Due to the lack of such capabilities within the legacy system, orders were routed to facilities that were out of stock, resulting in rerouting costs and delayed fulfillment. During high-volume periods, stale inventory data in sales channels led to overselling, with accepted orders exceeding actual available stock at the fulfillment facility.

The inventory reporting capabilities of Apache OFBiz were configured to maintain availability at both the facility level and the storage location level within each facility. Availability

checks performed at the point of order routing drew from the assigned facility's stock rather than a network aggregate. Inventory updates from warehouse transactions were propagated to downstream sales channels in near real time, replacing the interval-based synchronization model and eliminating the window during which stale availability figures were exposed to incoming orders.

Summary

This case study demonstrated how warehousing and inventory management in the perishable food and beverage industry was brought under a system-governed framework built on Apache OFBiz. Lot-level traceability was maintained from inbound receipt through component assembly and outbound shipment, with lot control enforced during assembly to prevent mixing and enable recall readiness. Inventory availability was calculated after factoring in committed inventory to prevent over-commitment, picking was governed by FEFO-based lot selection, and replenishment was executed before pickwave release. Wave planning separated orders into dedicated fulfillment schedules with product-category-based grouping within each wave.
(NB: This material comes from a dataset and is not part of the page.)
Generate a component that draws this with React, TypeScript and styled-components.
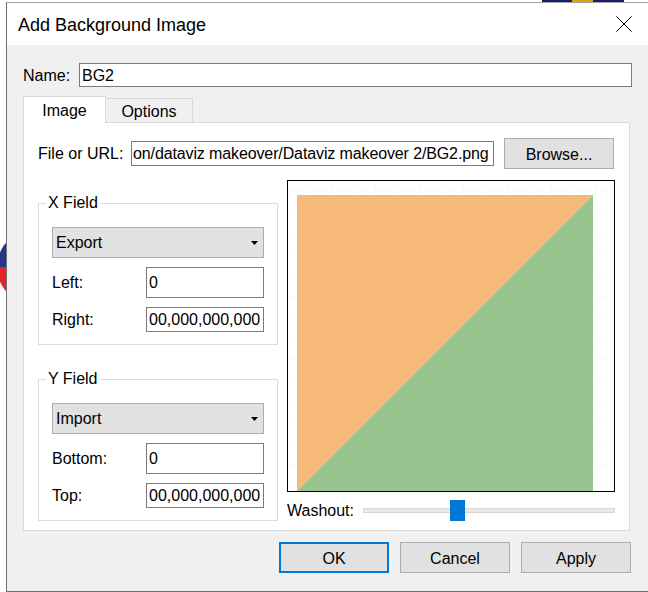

These operations were managed within a single system rather than across disconnected manual processes, supported by location-level inventory visibility synchronized with downstream sales channels in near real time.

This case study also reflects upon the power of open-source technologies such as Apache OFBiz and Moqui to build custom warehouse and inventory management solutions, supporting organizations in aligning system architecture with the specific operational demands of perishable food and beverage fulfillment.